What’s in It for Investors

This essentially changes how investors and asset managers evaluate companies.

For years, ESG has been the framework through which markets measured non-financial performance: environmental impact, social responsibility, and corporate governance. The logic behind ESG has always been that non-financial risks eventually become financially material. Climate policies shape margins. Labor practices affect brand and retention. Governance failures move markets.

Cyber fits the same pattern, only faster.

Every serious breach now leaves a financial footprint: market cap losses, lawsuits, compliance costs, insurance exposure, even credit downgrades. Yet until now, investors have lacked a standardized way to compare one company’s cyber resilience to another’s.

By pushing cyber into the ESG disclosure regime, ESMA and its national counterparts are setting the stage for comparable, auditable cyber reporting. This is a new input for valuation models and due-diligence processes.

That means:

  • Cyber risk becomes priceable. Analysts will have metrics they can track, model, and benchmark.
  • Resilience becomes visible. Boards that can prove readiness and transparency may see a “trust premium” reflected in valuations.
  • Disclosure discipline increases. Inconsistent or reactive incident reporting could trigger investor scrutiny or governance downgrades.
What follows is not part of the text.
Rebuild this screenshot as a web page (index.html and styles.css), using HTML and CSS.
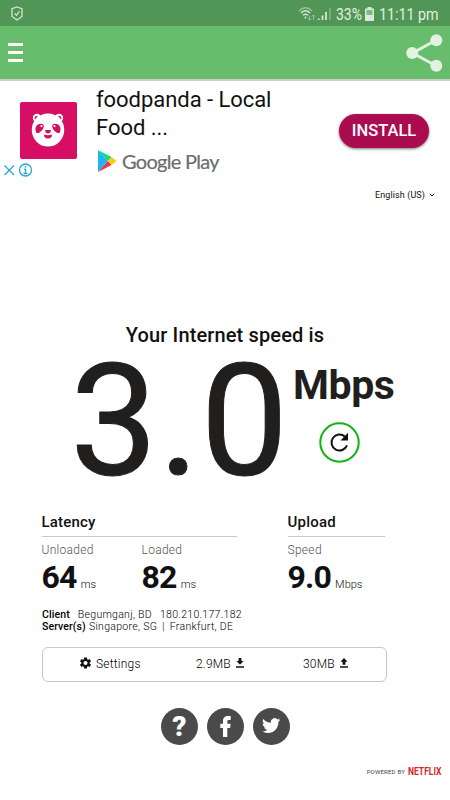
FILE: index.html
```html
<!DOCTYPE html>
<html lang="en">
<head>
<meta charset="utf-8">
<title>Internet speed</title>
<link rel="stylesheet" href="styles.css">
</head>
<body>
<div class="status">
  <svg class="shield" width="12" height="15" viewBox="0 0 12 15" fill="none" stroke="#d3e7d4"><path d="M6 1 11 2.7V10.5L6 14 1 10.5V2.7Z" stroke-width="1.3"/><path d="M3.7 7.5 5.5 9.4 8.6 5" stroke-width="1.2"/></svg>
  <svg class="signals" width="34" height="16" viewBox="0 0 34 16" fill="none" stroke="#d3e7d4">
    <path d="M1 5Q7.5-1.5 14 5" stroke-width="1.2" opacity=".55"/><path d="M3 7Q7.500 2.500 12 7" stroke-width="1.4"/><path d="M5 9.300Q7.500 7 10 9.300" stroke-width="1.400"/><circle cx="7.500" cy="11.500" r="1" fill="#d3e7d4" stroke="none"/>
    <path d="M11.500 9.500V14M10 12.500 11.500 14 13 12.500M15.500 14V9M14 10.500 15.500 9 17 10.500" opacity=".5"/>
    <path d="M20.700 14V12.500M24.500 14V9.500M28 14V6" stroke-width="1.800"/><path d="M32 14V2" stroke-width="1.300" opacity=".45"/>
  </svg>
  <span class="percent">33%</span>
  <svg class="battery" width="9" height="14" viewBox="0 0 9 14"><path d="M2.500 0H6.500V1.500H9V14H0V1.500H2.500Z" fill="#d9ead9"/><path d="M1.500 3H7.500V8H1.500Z" fill="#83b686"/></svg>
  <span class="clock">11:11 pm</span>
</div>
<header class="bar">
  <div class="burger"><i></i><i></i><i></i></div>
  <svg class="share" width="37" height="40" viewBox="0 0 37 40" fill="#e1f2e1"><path d="M30.500 7 6.500 20 30.500 33" fill="none" stroke="#e1f2e1" stroke-width="3"/><circle cx="6.200" cy="20" r="6"/><circle cx="30.300" cy="7.200" r="6"/><circle cx="30.300" cy="32.800" r="6"/></svg>
</header>
<section class="ad">
  <div class="ad-left">
    <svg class="panda" width="57" height="57" viewBox="0 0 57 57"><rect width="57" height="57" rx="2" fill="#d70f64"/><g fill="#fff"><circle cx="17" cy="16" r="4.200"/><circle cx="39" cy="16" r="4.200"/><ellipse cx="28" cy="28" rx="16.200" ry="16.500"/></g><g transform="translate(-.5 -.5)" fill="#d70f64"><path d="M15 16.500Q15.500 14 18.500 14.300L15.500 18ZM42 16.500Q41.500 14 38.500 14.300L41.500 18Z"/><path d="M16.500 30.500C14.500 25 18.500 21.500 23 22.500 26 24 23.500 29 20 31 18.500 32 17 32 16.500 30.500ZM40.500 30.500C42.500 25 38.500 21.500 34 22.500 31 24 33.500 29 37 31 38.500 32 40 32 40.500 30.500Z"/><path d="M25.500 28.500H31.500Q31 32 28.500 32 26 32 25.500 28.500ZM24.500 33Q28.500 34.500 32.500 33 32.500 37 28.500 37 24.500 37 24.500 33Z"/></g><circle cx="21.500" cy="24.100" r="1.100" fill="#fff"/><circle cx="34.500" cy="24.100" r="1.100" fill="#fff"/></svg>
    <svg class="adinfo" width="30" height="14" viewBox="0 0 30 14" fill="none" stroke="#25a9cf"><path d="M.5 2.500 10 12M10 2.500.5 12" stroke-width="1.300"/><circle cx="21.500" cy="7" r="6" stroke-width="1.300"/><path d="M21.500 6V10.700M21.500 3V4.700M20 6.200H21.500M19.500 10.500H23.500" stroke-width="1.300"/></svg>
  </div>
  <div class="ad-copy">
    <div class="ad-title">foodpanda - Local<br>Food ...</div>
    <div class="play"><svg width="20" height="24" viewBox="0 0 20 24"><path d="M1 1V23L11 12Z" fill="#20b5ee"/><path d="M1 1 14.500 8 11 12Z" fill="#15db7f"/><path d="M1 23 14.500 16 11 12Z" fill="#ef3448"/><path d="M14.500 8 19.500 12 14.500 16 11 12Z" fill="#ffc907"/></svg><span>Google Play</span></div>
  </div>
  <div class="install"><span>INSTALL</span></div>
</section>
<div class="language"><span>English (US)</span><svg width="6" height="4" viewBox="0 0 6 4"><path d="M.8.800 3 3 5.200.8" fill="none" stroke="#222"/></svg></div>
<main>
  <h1><span>Your Internet speed is</span></h1>
  <section class="result">
    <div class="value">3.0</div>
    <div class="unit"><span class="mbps">Mbps</span><svg class="reload" width="41" height="41" viewBox="0 0 41 41"><circle cx="20.500" cy="20.500" r="19.200" fill="none" stroke="#12b312" stroke-width="2"/><path d="M28 23.400A8 8 0 1 1 25.800 14.500" fill="none" stroke="#111" stroke-width="2"/><path d="M29 10.800V18.500H21.500Z" fill="#111"/></svg></div>
  </section>
  <section class="details">
    <div class="latency">
      <h2>Latency</h2>
      <div class="pair"><div><p>Unloaded</p><div class="metric"><b>64</b><span>ms</span></div></div><div><p>Loaded</p><div class="metric"><b>82</b><span>ms</span></div></div></div>
    </div>
    <div class="upload"><h2>Upload</h2><p>Speed</p><div class="metric"><b>9.0</b><span class="wide">Mbps</span></div></div>
  </section>
  <section class="info">
    <div><b>Client</b><span class="place">Begumganj, BD</span><span class="ip">180.210.177.182</span></div>
    <div><b>Server(s)</b><span class="city">Singapore, SG</span><span class="sep">|</span><span>Frankfurt, DE</span></div>
  </section>
  <section class="box">
    <div class="settings"><svg width="11" height="12" viewBox="0 0 24 24"><path fill="#111" fill-rule="evenodd" d="M9 0h6l.6 3.800 2 1.100L21.200 3.500 24 8.500l-3 2.400v2.200l3 2.400-2.800 5-3.600-1.400-2 1.100L15 24H9l-.6-3.800-2-1.100L2.800 20.500 0 15.500l3-2.400v-2.200L0 8.500l2.800-5 3.600 1.400 2-1.100ZM12 7.500a4.500 4.500 0 1 0 0 9 4.500 4.500 0 1 0 0-9Z"/></svg><span>Settings</span></div>
    <div class="down"><span>2.9MB</span><svg width="8" height="10" viewBox="0 0 8 10"><path d="M2.600 0H5.400V3H7.500L4 6.800.500 3H2.600ZM0 8.300H8V9.700H0Z" fill="#111"/></svg></div>
    <div class="up"><span>30MB</span><svg width="8" height="10" viewBox="0 0 8 10"><path d="M2.600 6.800H5.400V3.800H7.500L4 0 .500 3.800H2.600ZM0 8.300H8V9.700H0Z" fill="#111"/></svg></div>
  </section>
  <nav class="links">
    <div class="round help"><span>?</span></div>
    <div class="round"><svg width="37" height="37" viewBox="0 0 37 37"><path d="M16 29V20H13.300V15.800H16V13C16 9.500 18 8 21 8H23.700V12H22C20.500 12 20.300 12.600 20.300 13.700V15.800H23.600L23.100 20H20.300V29Z" fill="#fff"/></svg></div>
    <div class="round"><svg width="37" height="37" viewBox="0 0 37 37"><g transform="translate(9 8.500) scale(.76)"><path fill="#fff" d="M23.950 4.570a10 10 0 0 1-2.820.77 4.960 4.960 0 0 0 2.160-2.720c-.95.550-2 .95-3.130 1.180A4.920 4.920 0 0 0 11.780 8.300C7.690 8.100 4.070 6.130 1.640 3.160a4.820 4.820 0 0 0-.67 2.480c0 1.710.87 3.210 2.190 4.100a4.900 4.900 0 0 1-2.230-.62v.06a4.920 4.920 0 0 0 3.950 4.830 5 5 0 0 1-2.210.08 4.940 4.940 0 0 0 4.600 3.420A9.870 9.870 0 0 1 0 19.540a13.990 13.990 0 0 0 7.560 2.210c9.050 0 14-7.500 14-13.980 0-.21 0-.42-.02-.63A9.940 9.940 0 0 0 23.950 4.570Z"/></g></svg></div>
  </nav>
</main>
<footer><span class="powered">POWERED BY</span><span class="netflix">NETFLIX</span></footer>
</body>
</html>
```
FILE: styles.css
```css
* { box-sizing: border-box; }
body { margin: 0; width: 450px; height: 800px; overflow: hidden; background: #fff; color: #111; font-family: Roboto, "Liberation Sans", sans-serif; }
svg { display: block; flex: none; }
span, b { white-space: nowrap; }
h1, h2, p { margin: 0; }

.status { display: flex; align-items: center; height: 26px; padding: 1px 12px 0 11px; background: #519656; color: #e1efe1; font-size: 17px; }
.signals { margin-left: auto; }
.percent { width: 26px; margin-left: 4px; transform: scaleX(.82); transform-origin: left; }
.battery { margin-left: 3px; }
.clock { width: 59px; margin-left: 5px; transform: scaleX(.84); transform-origin: left; }

.bar { display: flex; justify-content: space-between; align-items: center; height: 55px; padding: 0 7px 0 8px; background: #67bd6b; border-bottom: 2px solid #ccc; }
.burger { display: grid; gap: 5px; }
.burger i { width: 15px; height: 3px; background: #fff; }

.ad { display: flex; height: 98px; padding: 0 21px 0 4px; }
.ad-left { width: 92px; padding-top: 21px; }
.panda { margin-left: 16px; }
.adinfo { margin-top: 4px; }
.ad-copy { flex: 1; padding-top: 5px; }
.ad-title { font-size: 22px; line-height: 28px; letter-spacing: -.05px; }
.play { display: flex; align-items: center; gap: 5px; margin: 7px 0 0 1px; color: #6d6d6d; font: 20px/24px Lato, sans-serif; letter-spacing: -.7px; -webkit-text-stroke: .2px #6d6d6d; }
.install { display: grid; place-items: center; width: 90px; height: 34px; margin-top: 33px; border-radius: 17px; background: #ab0c50; box-shadow: 0 1px 3px #777; color: #fff; font-size: 16.500px; font-weight: 500; }
.install span { position: relative; top: -1px; }

.language { display: flex; align-items: center; justify-content: flex-end; gap: 4px; height: 32px; padding-right: 15px; font-size: 9px; letter-spacing: .1px; }
main { padding: 112px 42px 0; }
h1 { height: 24px; text-align: center; font-size: 20px; line-height: 24px; font-weight: 500; letter-spacing: .13px; }
.result { display: flex; height: 147px; margin-left: 28px; color: #201f1e; }
.value { width: 223px; font-size: 156px; line-height: 147px; letter-spacing: .8px; -webkit-text-stroke: 1px #201f1e; }
.unit { display: flex; flex-direction: column; }
.mbps { height: 50px; margin-top: 13px; font-size: 41px; line-height: 50px; font-weight: 700; letter-spacing: -.4px; }
.reload { margin: 12px 0 0 26px; }

.details { display: flex; gap: 51px; height: 112px; padding-top: 18px; margin-left: -.5px; }
.latency { width: 195px; }
.upload { width: 97px; }
h2 { height: 25px; border-bottom: 1px solid #c8c8c8; margin-bottom: 5px; font-size: 15px; line-height: 20px; font-weight: 500; letter-spacing: .2px; }
.details p { height: 16px; color: #555; font-size: 12px; line-height: 16px; font-weight: 300; letter-spacing: .3px; }
.pair { display: grid; grid-template-columns: 100px 1fr; }
.metric { display: flex; align-items: baseline; gap: 4px; line-height: 38px; font-size: 11px; font-weight: 300; }
.metric b { font-size: 32px; letter-spacing: -.8px; font-weight: 700; }

.info { padding-top: 3px; font-size: 10.500px; line-height: 12px; font-weight: 300; letter-spacing: .3px; color: #000; }
.info div { display: flex; }
.info b { font-weight: 500; letter-spacing: .1px; }
.place { margin-left: 8px; }
.ip { margin-left: 8px; }
.city { margin-left: 3px; }
.sep { margin: 0 5px; }
.box { display: grid; grid-template-columns: 137px 98px 1fr; width: 345px; height: 35px; margin-top: 14px; border: 1px solid #c8c8c8; border-radius: 6px; font-size: 12px; font-weight: 300; letter-spacing: .2px; color: #000; }
.box > div { display: flex; align-items: center; gap: 5px; }
.box svg { margin-top: -3px; }
.box span { position: relative; top: -1px; }
.settings { padding-left: 37px; }
.down { padding-left: 16px; }
.up { padding-left: 25px; }
.links { display: flex; gap: 9px; margin: 26px 0 0 119px; }
.round { width: 37px; height: 37px; border-radius: 50%; background: #4a4a4a; }
.help { display: grid; place-items: center; color: #fff; font-size: 28px; line-height: 36px; font-weight: 900; }
footer { display: flex; align-items: center; justify-content: flex-end; gap: 3px; height: 16px; margin-top: 18px; padding-right: 9px; }
.powered { font-size: 6px; letter-spacing: .2px; color: #444; }
.netflix { width: 33px; color: #d81f26; font-size: 10px; font-weight: 700; transform: scaleX(.85); transform-origin: left; }
```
The underlying message: Markets will start pricing digital trust the same way they price creditworthiness or sustainability.

Who Benefits

The first beneficiaries are likely to be issuers that can demonstrate resilience, not just claim it. Those with measurable detection-to-recovery times, regular resilience testing, and strong third-party oversight will be better positioned when disclosure rules tighten.

Next are the vendors and service providers enabling that transparency:

  • GRC platforms that help companies document and monitor controls.
  • Identity and data-protection players improving measurable security posture.
  • Managed detection and response providers that produce real-time metrics and audit trails.
  • Firms specializing in third-party risk management aligned with DORA compliance.
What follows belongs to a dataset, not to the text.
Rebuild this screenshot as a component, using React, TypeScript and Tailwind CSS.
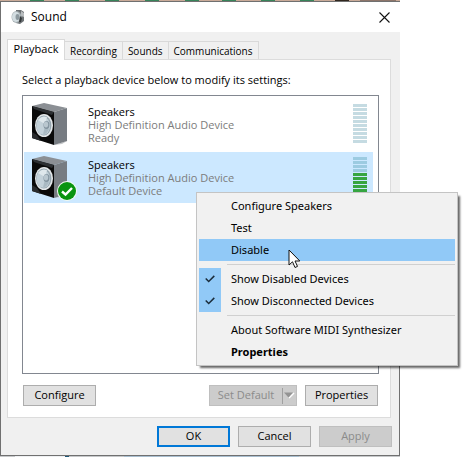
const TABS = ["Playback", "Recording", "Sounds", "Communications"]

interface Device {
  name: string
  driver: string
  status: string
  level: number
  selected?: boolean
}

const DEVICES: Device[] = [
  { name: "Speakers", driver: "High Definition Audio Device", status: "Ready", level: 0 },
  { name: "Speakers", driver: "High Definition Audio Device", status: "Default Device", level: 6, selected: true },
]

const BARS = Array.from({ length: 10 }, (_, i) => i)

function SpeakerIcon({ checked }: { checked?: boolean }) {
  return (
    <svg width="46" height="46" viewBox="0 0 46 46" className="shrink-0" aria-hidden="true">
      <path d="M22 43L36 38.500L30 42Z" fill="#c4c6c8" />
      <path d="M0 4L12 1L35 6L22 10Z" fill="#8b8f94" />
      <path d="M22 10L35 6V39L22 43Z" fill="#777c82" />
      <path d="M0 4L22 10V43L0 36Z" fill="#0a0a0a" />
      <path d="M0 4L22 10L20 13L2 7Z" fill="#2c2f32" />
      <path d="M0 36V30L5 33L9 39Z" fill="#2a2c2e" />
      <ellipse cx="12" cy="23.500" rx="9" ry="11.500" fill="#e3e7e9" />
      <ellipse cx="11.800" cy="23.500" rx="7.600" ry="10" fill="#97a7b0" />
      <ellipse cx="11.300" cy="23.800" rx="6.800" ry="9" fill="#c3d1d9" />
      <path d="M6 18Q10 13 15 15L13 22Z" fill="#dfe8ec" />
      <path d="M13 24L17 27Q15 32 11 32.500Z" fill="#a9b9c2" />
      <ellipse cx="14.500" cy="23" rx="3" ry="4" fill="#8495a0" />
      <ellipse cx="14" cy="22.500" rx="2.200" ry="3" fill="#b9c7cf" />
      {checked && (
        <>
          <circle cx="35" cy="36" r="10" fill="#f2faf2" />
          <circle cx="35" cy="36" r="9" fill="#0a9410" />
          <path d="M30 36.500L33.500 39.500L40 33" fill="none" stroke="#fff" strokeWidth="2.400" />
        </>
      )}
    </svg>
  )
}

function TitleIcon() {
  return (
    <svg width="14" height="16" viewBox="0 0 14 16" aria-hidden="true">
      <path d="M5 1L10 1L13 3V12L9 15L5 14Z" fill="#6d7275" />
      <path d="M10 2L13 4V8L10 7Z" fill="#b9bdbf" />
      <ellipse cx="5.500" cy="8" rx="5" ry="6" fill="#a4adb1" />
      <ellipse cx="5" cy="8" rx="4" ry="5" fill="#d3dde1" />
      <ellipse cx="6.500" cy="8" rx="2" ry="3" fill="#8d999f" />
      <path d="M9 7L11 9L10 13L8 13Z" fill="#34383a" />
    </svg>
  )
}

function CheckMark() {
  return (
    <svg width="10" height="8" viewBox="0 0 10 8" aria-hidden="true">
      <path d="M0.700 3.500L3.700 6.500L9.300 0.900" fill="none" stroke="#1b2c3b" strokeWidth="1.500" />
    </svg>
  )
}

function LevelMeter({ level, selected }: { level: number; selected?: boolean }) {
  return (
    <div className="flex w-[14px] shrink-0 flex-col gap-px">
      {BARS.map((i) => (
        <span
          key={i}
          className={`h-[3px] ${i >= 10 - level ? "bg-[#36a541]" : selected ? "bg-[#9ccbe1]" : "bg-[#c5dbe2]"}`}
        />
      ))}
    </div>
  )
}

function DeviceRow({ device }: { device: Device }) {
  return (
    <li
      role="option"
      aria-selected={!!device.selected}
      className={`flex h-[51px] items-start pl-2 pr-1.5 ${device.selected ? "bg-[#cce8ff]" : ""}`}
    >
      <div className="pt-[3px]">
        <SpeakerIcon checked={device.selected} />
      </div>
      <div className="flex-1 pl-2.5 pt-1.5 leading-[13px] text-[#7c7c7c]">
        <p className="text-black">{device.name}</p>
        <p>{device.driver}</p>
        <p>{device.status}</p>
      </div>
      <div className="pt-[5px]">
        <LevelMeter level={device.level} selected={device.selected} />
      </div>
    </li>
  )
}

interface MenuItemProps {
  label: string
  checked?: boolean
  active?: boolean
  bold?: boolean
}

function MenuItem({ label, checked, active, bold }: MenuItemProps) {
  return (
    <button
      type="button"
      role={checked ? "menuitemcheckbox" : "menuitem"}
      aria-checked={checked}
      className={`flex h-[22px] w-full items-center text-left ${active ? "bg-[#91c9f7]" : ""} ${bold ? "font-bold" : ""}`}
    >
      <span className={`flex h-full w-[22px] items-center justify-center ${checked ? "bg-[#91c9f7]" : ""}`}>
        {checked && <CheckMark />}
      </span>
      <span className="pl-2.5">{label}</span>
    </button>
  )
}

function Separator() {
  return <div role="separator" className="my-[3px] ml-7 h-px bg-[#d0d0d0]" />
}

function ContextMenu() {
  return (
    <div
      role="menu"
      className="absolute left-[196px] top-[192px] w-[262px] border border-[#c4c4c4] bg-[#f1f1f1] p-0.5 font-['Noto_Sans',sans-serif] text-[11px] text-black shadow-[3px_3px_2px_-1px_#00000099]"
    >
      <MenuItem label="Configure Speakers" />
      <MenuItem label="Test" />
      <MenuItem label="Disable" active />
      <Separator />
      <MenuItem label="Show Disabled Devices" checked />
      <MenuItem label="Show Disconnected Devices" checked />
      <Separator />
      <MenuItem label="About Software MIDI Synthesizer" />
      <MenuItem label="Properties" bold />
      {/* pointer over the active item */}
      <svg width="13" height="20" viewBox="0 0 13 20" className="absolute left-[91px] top-14" aria-hidden="true">
        <path d="M1 1V16L4.500 12.800L7 18.500L9.500 17.400L7 12H11.800Z" fill="#fff" stroke="#111" />
      </svg>
    </div>
  )
}

const BUTTON = "h-[21px] w-[73px] border"
const BUTTON_NORMAL = "border-[#adadad] bg-[#e1e1e1] text-black"
const BUTTON_DISABLED = "border-[#bfbfbf] bg-[#cccccc] text-[#8b8b8b]"

export default function App() {
  return (
    <div className="relative bg-white pr-[63px] font-['Open_Sans','Noto_Sans',sans-serif] text-[11px] text-black">
      {/* sliver of the window behind the dialog */}
      <svg className="block h-px w-full bg-[#c9aa98]" aria-hidden="true">
        {[30, 65, 105, 145, 185, 222, 261, 300].map((x) => (
          <rect key={x} x={x} width="14" height="1" fill="#37845a" />
        ))}
        <rect x="335" width="14" height="1" fill="#30271f" />
        <rect x="360" width="36" height="1" fill="#8d756a" />
      </svg>

      <main className="relative border-b border-l border-t border-[#707070] bg-[#f0f0f0]">
        <header className="flex h-[30px] items-center bg-white pl-2.5 pr-2">
          <TitleIcon />
          <h1 className="flex-1 pl-1.5 text-[12px]">Sound</h1>
          <button type="button" aria-label="Close" className="flex size-4 items-center justify-center">
            <svg width="11" height="11" viewBox="0 0 11 11" aria-hidden="true">
              <path d="M0.500 0.500L10.500 10.500M10.500 0.500L0.500 10.500" stroke="#111" strokeWidth="1.100" />
            </svg>
          </button>
        </header>

        <div className="pl-1.5 pr-[9px] pt-[7px]">
          <div role="tablist" className="flex h-5 items-end text-[10px]">
            {TABS.map((tab, i) => (
              <button
                key={tab}
                type="button"
                role="tab"
                aria-selected={i === 0}
                className={
                  i === 0
                    ? "relative -mb-px h-[21px] w-[58px] shrink-0 border border-b-0 border-[#d9d9d9] bg-white pb-0.5 text-[11px]"
                    : "h-[18px] shrink-0 border border-b-0 border-l-0 border-[#d9d9d9] px-[5px] pt-px"
                }
              >
                {tab}
              </button>
            ))}
          </div>

          <section role="tabpanel" className="border border-[#dcdcdc] bg-white px-3.5 pb-[11px]">
            <p className="h-[35px] pt-3 leading-4">Select a playback device below to modify its settings:</p>
            <ul
              role="listbox"
              aria-label="Playback devices"
              className="mr-[-3px] flex h-[279px] flex-col gap-0.5 border border-[#828790] py-[3px] pl-px pr-[5px]"
            >
              {DEVICES.map((device, i) => (
                <DeviceRow key={i} device={device} />
              ))}
            </ul>
            <div className="-mr-0.5 ml-px flex pt-[11px]">
              <button type="button" className={`${BUTTON} ${BUTTON_NORMAL}`}>Configure</button>
              <button type="button" disabled className={`${BUTTON_DISABLED} ml-auto flex h-[21px] w-[88px] items-center border`}>
                <span className="flex-1 text-center">Set Default</span>
                <span className="flex h-4 w-3.5 items-center justify-center border-l border-[#a0a0a0]">
                  <svg width="11" height="7" viewBox="0 0 11 7" aria-hidden="true">
                    <path d="M5 6L10 1" stroke="#fff" strokeWidth="1.500" />
                    <path d="M0 0.500H9L4.500 5.500Z" fill="#939393" />
                  </svg>
                </span>
              </button>
              <button type="button" className={`${BUTTON} ${BUTTON_NORMAL} ml-2`}>Properties</button>
            </div>
          </section>

          <footer className="-mr-px flex justify-end gap-2 pb-2 pt-2">
            <button type="button" className="h-[21px] w-[73px] border-2 border-[#0078d7] bg-[#e1e1e1]">OK</button>
            <button type="button" className={`${BUTTON} ${BUTTON_NORMAL}`}>Cancel</button>
            <button type="button" disabled className={`${BUTTON} ${BUTTON_DISABLED}`}>Apply</button>
          </footer>
        </div>
        <span className="absolute bottom-0 right-0 h-[90px] w-px bg-[#707070]" />
      </main>
      <svg className="block h-px w-full bg-[#c6c8ca]" aria-hidden="true">
        <rect x="15" width="50" height="1" fill="#eef0f2" />
        <rect x="65" width="4" height="1" fill="#1f5878" />
        <rect x="124" width="175" height="1" fill="#a9bfd0" />
      </svg>
      <ContextMenu />
    </div>
  )
}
Finally, asset managers and ESG raters stand to gain. A new class of data, quantifiable cyber resilience, gives them fresh inputs for sustainability scoring and risk analysis. Expect to see the first “cyber-adjusted ESG” funds and indices emerge over the next 12–18 months.

What to Expect Next

ESMA’s move is the start of a longer convergence between financial regulation and digital-risk oversight. Here’s what’s next on the timeline:

  1. ESMA’s 2026 Work Programme
    The authority will translate its priorities into specific supervisory activities and disclosure guidance. Expect pilot frameworks for how cyber data should be reported, assured, and compared.
  2. National Regulator Actions
    Each EU member state’s financial authority (NCAs) will outline how they’ll test firms’ digital resilience under DORA. Early signals suggest focus on third-party risk and incident response speed.
  3. Cross-framework Alignment
    ESG raters, auditors, and assurance providers will start integrating cyber indicators into existing scoring models. Think of it as the beginning of a convergence between security and sustainability reporting.
  4. Market Differentiation
    Once data becomes visible, resilience gaps will reprice quickly. Expect a governance discount for opaque or under-prepared operators, and a valuation premium for those showing proactive control and transparency.

Bottom Line

For decades, cybersecurity has been discussed in terms of compliance, not capital. Companies secured systems to meet standards or avoid fines. Investors mostly treated cyber incidents as unpredictable “black swans.”

That narrative is changing. Cyber is becoming a component of corporate quality, a measure of management competence, risk discipline, and long-term viability.

Just as sustainability reporting transformed how investors think about climate exposure and supply-chain ethics, cybersecurity disclosure will reshape how they assess digital resilience. And just like ESG did a decade ago, this shift will start quietly, buried in footnotes and compliance updates, before it becomes a visible driver of capital flows.